- Ali Batı Rebellion: Part of Timeline of Kurdish uprisings
| Date | 11 May 1919 – 18 August 1919 |
| Location | Nusaybin |
| Result | Turkish victory |

Belligerents
- Government of the Grand National Assembly: Rebels led by Ali Batı

Commanders and leaders
- Yusuf Ziya Nuri Bey: Ali Batı †

= Ali Batı Rebellion =

The Ali Batı Rebellion (Note: Serhildana Elî Batî
Ali Batı İsyanı) was a Kurdish uprising launched by Ali Batı against the Turkish government on 11 May 1919.

== Background==
Ali Batı, the chief of one of the tribes south of Midyat, led a Kurdish uprising in 1919 by taking advantage of British encouragement of Kurdish nationalism.

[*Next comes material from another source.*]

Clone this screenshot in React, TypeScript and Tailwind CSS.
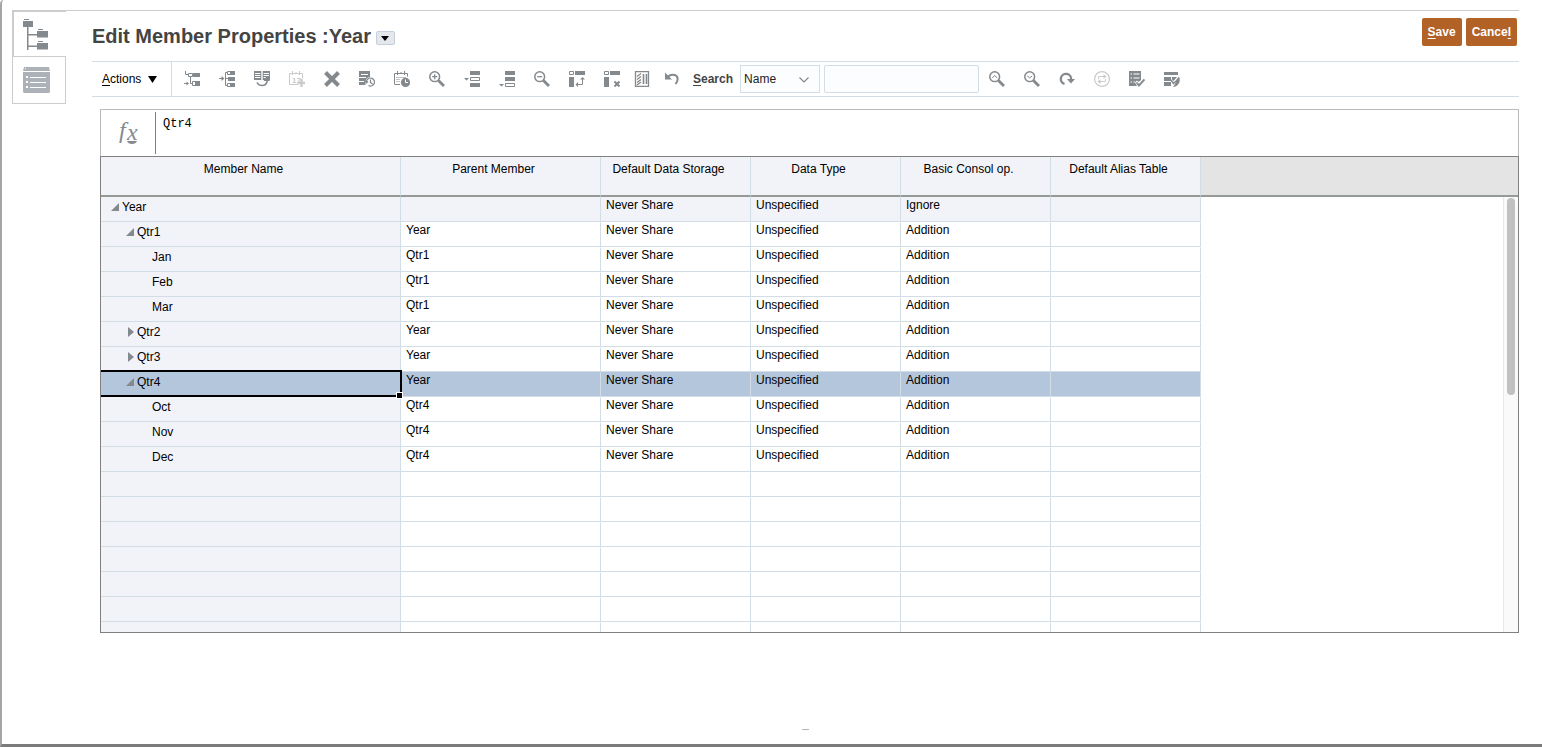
import type { ReactNode } from "react"

interface Member {
  name: string
  level: number
  state?: "open" | "closed"
  parent: string
  consol: string
}

const members: Member[] = [
  { name: "Year", level: 0, state: "open", parent: "", consol: "Ignore" },
  { name: "Qtr1", level: 1, state: "open", parent: "Year", consol: "Addition" },
  { name: "Jan", level: 2, parent: "Qtr1", consol: "Addition" },
  { name: "Feb", level: 2, parent: "Qtr1", consol: "Addition" },
  { name: "Mar", level: 2, parent: "Qtr1", consol: "Addition" },
  { name: "Qtr2", level: 1, state: "closed", parent: "Year", consol: "Addition" },
  { name: "Qtr3", level: 1, state: "closed", parent: "Year", consol: "Addition" },
  { name: "Qtr4", level: 1, state: "open", parent: "Year", consol: "Addition" },
  { name: "Oct", level: 2, parent: "Qtr4", consol: "Addition" },
  { name: "Nov", level: 2, parent: "Qtr4", consol: "Addition" },
  { name: "Dec", level: 2, parent: "Qtr4", consol: "Addition" },
]

const columns = [
  "Member Name",
  "Parent Member",
  "Default Data Storage",
  "Data Type",
  "Basic Consol op.",
  "Default Alias Table",
]

const selectedMember = "Qtr4"
const emptyRows = [0, 1, 2, 3, 4, 5, 6]
const indents = ["pl-[9px]", "pl-[24px]", "pl-[39px]"]

function Tool({ label, disabled, children }: { label: string; disabled?: boolean; children: ReactNode }) {
  return (
    <button
      type="button"
      aria-label={label}
      disabled={disabled}
      className={disabled ? "shrink-0 text-[#c9cbcd]" : "shrink-0 text-[#84898d]"}
    >
      <svg width="16" height="16" viewBox="0 0 16 16" fill="none" stroke="currentColor" className="block">
        {children}
      </svg>
    </button>
  )
}

function Magnifier({ children }: { children: ReactNode }) {
  return (
    <>
      <circle cx="5.7" cy="5.7" r="4.9" strokeWidth="1.5" />
      <path d="M9.4 9.4 15 15" strokeWidth="2.8" />
      {children}
    </>
  )
}

function LeftTools() {
  return (
    <div className="flex items-center gap-[19px]">
      <Tool label="Add child">
        <path d="M1.5 0v3.5H5M6.5 6v6.5H9M0 12.5h4" />
        <path d="M2.5 10.500v4l2.500-2z" fill="currentColor" stroke="none" />
        <path d="M4.500 2.500h4v3h-4zM8.500 10.500h3v4h-3z" />
        <path d="M9 2h7v4H9zM11 10h5v5h-5z" fill="currentColor" stroke="none" />
      </Tool>
      <Tool label="Add sibling">
        <path d="M8 1.500H6.500v13H8M6.500 7.500H9M0 7.500h4" />
        <path d="M2.500 5v5l3-2.500z" fill="currentColor" stroke="none" />
        <path d="M8.500.500h3v3h-3zM8.500 12.500h3v3h-3z" />
        <path d="M11 0h5v4h-5zM9 6h7v4H9zM11 12h5v4h-5z" fill="currentColor" stroke="none" />
      </Tool>
      <Tool label="Move">
        <path d="M0 0h7.300v9H0zM8.700 0H16v9H8.700z" fill="currentColor" stroke="none" />
        <path d="M1 2.500h5.300M1 4.500h5.300M1 6.500h5.300M9.700 2.500H15M9.700 4.500H15M9.700 6.500h2" stroke="white" />
        <path d="M3 11.500c2 4 8.500 4 10-.5V9" strokeWidth="1.600" />
        <path d="m9.500 10 3.500-4.500 3 4.500z" fill="currentColor" stroke="none" />
      </Tool>
      <Tool label="Add period" disabled>
        <path d="M.5 13.500v-11h13v5M.5 13.500H9M3.500 0v4M7 1v2M10.500 0v4" />
        <text
          x="3"
          y="12"
          fill="currentColor"
          stroke="none"
          className="font-['Liberation_Sans'] text-[8px] font-bold"
        >
          17
        </text>
        <path d="M12.500 8v8M8.500 12H16" strokeWidth="2.400" />
      </Tool>
      <Tool label="Delete">
        <path d="m1.500 1.500 13 13M14.500 1.500l-13 13" strokeWidth="4" />
      </Tool>
      <Tool label="Document history">
        <path d="M0 0h11v6C7.500 6.500 6 9 6.500 14H0z" fill="currentColor" stroke="none" />
        <path d="M2 3.500h7M0 6.500h7M0 10.500h5" stroke="white" />
        <path d="M7.500 11.500a4 4 0 1 1 2 3M11.500 8.500v3l2 1.500" strokeWidth="1.200" />
        <path d="m5.500 10 4 .3-2 2.700z" fill="currentColor" stroke="none" />
      </Tool>
      <Tool label="Schedule">
        <path d="M.5 13V2.500h13v3M.5 13.500H6M3.500 0v4M7 1v2M10.500 0v4" />
        <path d="M2.500 6.500h9M2.500 8.500h4M2.500 10.500h4" strokeDasharray="1 1" />
        <circle cx="11.500" cy="11.400" r="4.600" fill="currentColor" stroke="none" />
        <path d="M11.500 8.500v3h2.500" stroke="white" />
      </Tool>
      <Tool label="Zoom in">
        <Magnifier>
          <path d="M3.200 5.700h5M5.700 3.200v5" strokeWidth="1.300" />
        </Magnifier>
      </Tool>
      <Tool label="Insert above">
        <path d="M6 0h10v4H6zM6 12h10v4H6zM0 7h5L2.500 9.500z" fill="currentColor" stroke="none" />
        <path d="M6.500 6.500h9v3h-9z" />
      </Tool>
      <Tool label="Insert below">
        <path d="M6 0h10v4H6zM6 6h10v4H6zM0 13h5l-2.500 2.500z" fill="currentColor" stroke="none" />
        <path d="M6.500 12.500h9v3h-9z" />
      </Tool>
      <Tool label="Zoom out">
        <Magnifier>
          <path d="M3.200 5.700h5" strokeWidth="1.300" />
        </Magnifier>
      </Tool>
      <Tool label="Freeze">
        <path d="M.5.500h4v3h-4z" />
        <path d="M6 0h10v4H6zM0 6h5v10H0z" fill="currentColor" stroke="none" />
        <path d="M13.500 8v5.500H8" />
        <path d="m11 8.500 2.500-2.500L16 8.500zM9 11v5l-2.500-2.500z" fill="currentColor" stroke="none" />
      </Tool>
      <Tool label="Unfreeze">
        <path d="M.5.500h4v3h-4z" />
        <path d="M6 0h10v4H6zM0 6h5v10H0z" fill="currentColor" stroke="none" />
        <path d="m10.500 10.500 5 5M15.500 10.500l-5 5" strokeWidth="2" />
      </Tool>
    </div>
  )
}

function RightTools() {
  return (
    <div className="flex items-center gap-[19px]">
      <Tool label="Search up">
        <Magnifier>
          <path d="m3.200 6.700 2.500-2 2.500 2" />
        </Magnifier>
      </Tool>
      <Tool label="Search down">
        <Magnifier>
          <path d="m3.200 4.900 2.500 2 2.500-2" />
        </Magnifier>
      </Tool>
      <Tool label="Redo">
        <path d="M5.500 13a5.200 5.200 0 1 1 6.700-4.500" strokeWidth="2.300" />
        <path d="M8 8h8l-4 4.500z" fill="currentColor" stroke="none" />
      </Tool>
      <Tool label="Refresh" disabled>
        <circle cx="8" cy="8" r="7.400" strokeWidth="1.200" />
        <path d="M4.500 8V5.500H10M11.500 8v2.500H6" />
        <path d="m9.500 3 3 2.500-3 2.500zM6.500 8l-3 2.500 3 2.500z" fill="currentColor" stroke="none" />
      </Tool>
      <Tool label="Validate">
        <path d="M0 0h12v9l-2.500 2L8 9.500l-2 2L8 15H0z" fill="currentColor" stroke="none" />
        <path d="M1.500 3H3M1.500 7H3M1.500 11H3M4.500 3h6M4.500 7h6M4.500 11H6" stroke="white" />
        <path d="m7.500 11.500 2.500 3 5.500-6" strokeWidth="1.900" />
      </Tool>
      <Tool label="Validate row">
        <path d="M0 1h14v3H0zM0 6h7v4H0zM0 11h7v4H0z" fill="currentColor" stroke="none" />
        <path d="M8 6h5l-3.500 4L8 8.500zM12 9l3-3.500C17 10 15 15 9 16c1.500-2 3-4 3-7z" fill="currentColor" stroke="none" />
        <path d="m7 9 2.500 3.500L12 10" strokeWidth="1.500" />
      </Tool>
    </div>
  )
}

function Toolbar() {
  return (
    <div className="flex h-9 items-stretch border-y border-[#d3dde6]">
      <button type="button" className="flex w-20 shrink-0 items-center gap-[7px] border-r border-[#d3dde6] pl-[10px] text-black">
        <span>
          <span className="underline underline-offset-2">A</span>ctions
        </span>
        <svg width="9" height="7" viewBox="0 0 9 7">
          <path d="M0 0h9L4.500 7z" />
        </svg>
      </button>
      <div className="flex items-center pl-3">
        <LeftTools />
        <div className="ml-[14px] flex items-center gap-[14px]">
          <Tool label="Hatch">
            <path d="M1.500.500h13v15h-13z" strokeWidth="1.300" />
            <path d="M9.500 3v10M12.500 3v10" strokeWidth="1.600" />
            <path d="m3 5.500 4-3M3 8.500l4-3M3 11.500l4-3M3 14l4-3" strokeWidth="1.400" />
          </Tool>
          <Tool label="Undo">
            <path d="M4 5.500c4-3.500 10.500-1.500 9.500 3.500-.2 1.800-1 3-2 4" strokeWidth="2" />
            <path d="M1 1.500v7h7z" fill="currentColor" stroke="none" />
          </Tool>
        </div>
        <label htmlFor="search-by" className="ml-[13px] font-bold text-[#444444]">
          <span className="underline underline-offset-2">S</span>earch
        </label>
        <div className="relative ml-[7px]">
          <select
            id="search-by"
            className="block h-7 w-20 appearance-none border border-[#d3dde6] bg-[#fcfdfe] pl-[3px] text-[#222222]"
          >
            <option>Name</option>
          </select>
          <svg
            width="10"
            height="6"
            viewBox="0 0 10 6"
            fill="none"
            stroke="#84898d"
            className="pointer-events-none absolute top-[12px] right-[11px]"
          >
            <path d="m.5.500 4.500 4.500L9.500.500" strokeWidth="1.200" />
          </svg>
        </div>
        <input
          type="text"
          aria-label="Search text"
          className="mr-[10px] ml-1 h-7 w-[155px] rounded-xs border border-[#d3dde6] bg-[#fcfdfe] px-1"
        />
        <RightTools />
      </div>
    </div>
  )
}

function SideTabs() {
  return (
    <nav className="flex w-[54px] shrink-0 flex-col">
      <button
        type="button"
        aria-label="Hierarchy"
        className="flex h-[46px] border-t-2 border-l-2 border-[#cccccc] pt-[6px] pl-2"
      >
        <svg width="27" height="33" viewBox="0 0 27 33" fill="#84898d">
          <path d="M2 1h5v1H2zM1 3h10v6H1zM5 9h1.500v23H5zM6 16h9v1.500H6zM6 27.500h9V29H6zM16 11h5v1h-5zM15 13h11v6.500H15zM16 23h5v1h-5zM15 25h11v6.500H15z" />
        </svg>
      </button>
      <button type="button" aria-label="List" className="flex h-12 border border-[#cccccc] pt-[10px] pl-[10px]">
        <svg width="27" height="26" viewBox="0 0 27 26" fill="#adb1b8">
          <path d="M1 0h25l1 4H0zM0 5h27v20l-1 1H1l-1-1z" />
          <path d="M2 1h1v1H2zM3 9h2v2H3zM3 14h2v2H3zM3 19h2v2H3zM7 10h16v1H7zM7 15h16v1H7zM7 20h16v1H7z" fill="white" />
        </svg>
      </button>
    </nav>
  )
}

function NameCell({ member, selected }: { member: Member; selected: boolean }) {
  return (
    <td
      className={`relative border-r border-b border-[#d3dde6] pt-[2px] align-top ${indents[member.level]} ${
        selected ? "bg-[#b4c6dc]" : "bg-[#f2f3f8]"
      }`}
    >
      <div className="flex items-center gap-[3px]">
        <svg width="9" height="10" viewBox="0 0 9 10" fill="#84898d">
          {member.state === "open" && <path d="M9 1v8H1z" />}
          {member.state === "closed" && <path d="M3 0l6 5-6 5z" />}
        </svg>
        {member.name}
      </div>
      {selected && (
        <div className="pointer-events-none absolute -top-[2px] -right-[2px] -bottom-px left-0 z-10 border-2 border-l-0 border-black">
          <span className="absolute -right-[3px] -bottom-[4px] size-[7px] border border-white bg-black" />
        </div>
      )}
    </td>
  )
}

function MemberTable() {
  return (
    <div className="relative h-[477px] overflow-hidden border border-[#808080]">
      <table className="w-full table-fixed border-separate border-spacing-0">
        <colgroup>
          <col className="w-[300px]" />
          <col className="w-[200px]" />
          <col className="w-[150px]" />
          <col className="w-[150px]" />
          <col className="w-[150px]" />
          <col className="w-[150px]" />
          <col />
        </colgroup>
        <thead>
          <tr className="h-10">
            {columns.map((column) => (
              <th
                key={column}
                scope="col"
                className="border-r border-b-2 border-r-[#d3dde6] border-b-[#959a97] bg-[#f2f3f8] pt-1 pr-[14px] align-top font-normal"
              >
                {column}
              </th>
            ))}
            <td className="border-b-2 border-[#959a97] bg-[#e4e4e4]" />
          </tr>
        </thead>
        <tbody>
          {members.map((member) => {
            const selected = member.name === selectedMember
            const tone = selected
              ? "bg-[#b4c6dc] border-t-[#b4c6dc]"
              : member.level === 0
                ? "bg-[#f2f3f8] border-t-[#f2f3f8]"
                : "border-t-white"
            return (
              <tr key={member.name} className="h-[25px]">
                <NameCell member={member} selected={selected} />
                {[member.parent, "Never Share", "Unspecified", member.consol, ""].map((value, i) => (
                  <td
                    key={i}
                    className={`border-t border-r border-b border-r-[#d3dde6] border-b-[#d3dde6] pl-[5px] align-top leading-[14px] ${tone}`}
                  >
                    {value}
                  </td>
                ))}
                <td />
              </tr>
            )
          })}
          {emptyRows.map((row) => (
            <tr key={row} className="h-[25px]">
              <td className="border-r border-b border-[#d3dde6] bg-[#f2f3f8]" />
              {columns.slice(1).map((column) => (
                <td key={column} className="border-t border-r border-b border-[#d3dde6] border-t-white" />
              ))}
              <td />
            </tr>
          ))}
        </tbody>
      </table>
      {/* Scrollbar */}
      <div className="absolute top-10 right-0 bottom-0 w-[15px] border-l border-[#e8e8e8] bg-[#fafafa] pt-px pl-[3px]">
        <div className="h-[197px] w-2 rounded-full bg-[#c1c1c1]" />
      </div>
    </div>
  )
}

export default function App() {
  return (
    <div className="flex min-h-screen rounded-tl border-b-3 border-l-2 border-b-[#7b7b7b] border-l-[#a5a5a5] bg-white pt-[10px] pr-[23px] pl-[10px] font-['Liberation_Sans',Arial,sans-serif] text-[12px] leading-4 text-black">
      <SideTabs />
      <main className="flex min-w-0 flex-1 flex-col border-t border-[#cccccc] pl-[26px]">
        <header className="flex h-[50px] items-center justify-between pr-[2px]">
          <div className="flex items-center gap-[5px]">
            <h1 className="text-[20px] leading-6 font-bold text-[#444444]">Edit Member Properties :Year</h1>
            <button
              type="button"
              aria-label="Select dimension"
              className="mt-1 flex h-[14px] w-[19px] items-center justify-center rounded-xs border border-[#c4d0dc] bg-[#e4e8ec]"
            >
              <svg width="8" height="5" viewBox="0 0 8 5">
                <path d="M0 0h8L4 5z" />
              </svg>
            </button>
          </div>
          <div className="mb-2 flex gap-1 font-bold text-white">
            <button type="button" className="h-7 rounded-xs bg-[#b26127] px-1.5">
              <span className="underline underline-offset-2">S</span>ave
            </button>
            <button type="button" className="h-7 rounded-xs bg-[#b26127] px-1.5">
              Cance<span className="underline underline-offset-2">l</span>
            </button>
          </div>
        </header>
        <Toolbar />

        <section className="mt-3 pl-2">
          {/* Formula bar */}
          <div className="flex h-[47px] border border-b-0 border-[#bbbbbb]">
            <div className="my-[2px] flex w-[55px] shrink-0 justify-center border-r border-[#808080]">
              <svg width="40" height="42" viewBox="0 0 40 42" fill="#84898d" className="overflow-visible" aria-label="Formula">
                <text x="11" y="26" className="font-['Liberation_Serif'] text-[24px] leading-6 italic">
                  f
                </text>
                <text x="19" y="28" className="font-['Liberation_Serif'] text-[24px] leading-6 italic">
                  x
                </text>
                <path d="M19 29h10c-1 4-9 4-10 0z" />
              </svg>
            </div>
            <textarea
              aria-label="Cell value"
              defaultValue="Qtr4"
              className="flex-1 resize-none overflow-hidden px-[7px] pt-[6px] font-['Liberation_Mono',monospace] text-[12px] leading-4 outline-none"
            />
          </div>
          <MemberTable />
        </section>

        <div className="mt-auto mb-[14px] h-px w-[7px] self-center bg-[#b5b5b5]" />
      </main>
    </div>
  )
}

His aim was to establish a Kurdish state. Claiming that he had been appointed governor of the region by a decree of the sultan, Ali Batı spread propaganda stating that he would ensure security in Mardin, Savur, Cizre, Nusaybin, and their surrounding areas, thereby gaining the support of several local tribes.

== Revolt==
On 11 May 1919, Ali Batı entered Nusaybin and openly declared a rebellion, even proclaiming himself governor. The district governor of Nusaybin and the commander of the 13th Regiment of the 24th Division warned him that his actions were unlawful. Despite these warnings, Ali Batı refused to abandon the uprising. As a result, the 13th Regiment was deployed to suppress the revolt. The 6th Division took further measures, including the exile of Ali Batı’s family. On 18 August 1919, Ali Batı was killed during military operations, bringing the Revolt to an end.